Países europeus de economia frágil seguiram o exemplo Alemão e o que se viu foi uma febre de regimes totalitários de direita, com o fascismo dominando a Itália, Portugal e Espanha. De outro lado, atrás da cortina de ferro, os soviéticos reforçariam suas posições para evitar a perda de território para ideologias nacionalistas, naturalmente opostas ao internacionalismo leninista.

A América Latina não demorou a se tornar palco dessa disputa, com a vitória da direita e o surgimento de regimes populistas como o getulismo no Brasil e o peronismo, na Argentina.

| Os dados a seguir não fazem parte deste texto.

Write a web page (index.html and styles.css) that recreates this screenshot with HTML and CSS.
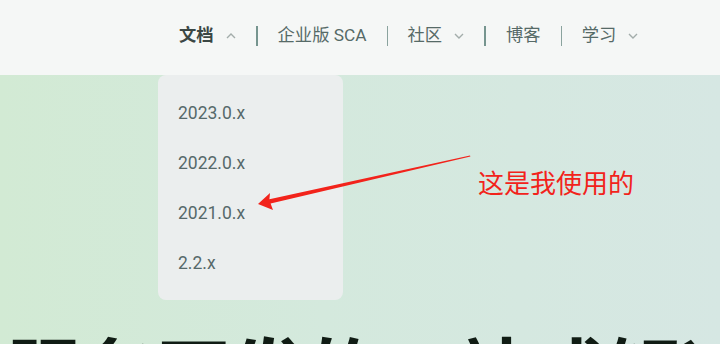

Coisa parecida ocorreria logo após a Segunda Guerra, tendo como ponto máximo a vitória de Fidel Castro em Cuba, em 1959, e o recrudescimento da direita em outros países latino-americanos, a partir do golpe militar de 1964, no Brasil.

Tudo isso demonstra os riscos que o mundo contemporâneo poderá enfrentar, caso a intervenção do estado na economia não seja devidamente equilibrada. Em países como Brasil, Venezuela e Bolívia, nos quais o ranço populista faz parte da própria cultura de governo, corremos o risco de sofrer um retrocesso político, com a estatização exagerada da economia e o irremediável fortalecimento do estado.   

* Texto publicado no jornal Diário do Comércio, em 29/10/2008.

 

 

1 comentário em “Os riscos da estatização”

  1. É Jorge, o mal, além de cíclico, se propaga rapidamente. Os erros na política e na economia têm uma falta de autoria, parece que uma entidade sobre-humana é que resolveu os destinos de nós todos em direção ao buraco. É legal nomear, lembrar onde foi que as coisas começaram a dar errado num passado tenebroso. E além de você, muito mais gente precisa escancarar isso, perguntar se alguém gostou e quer de volta.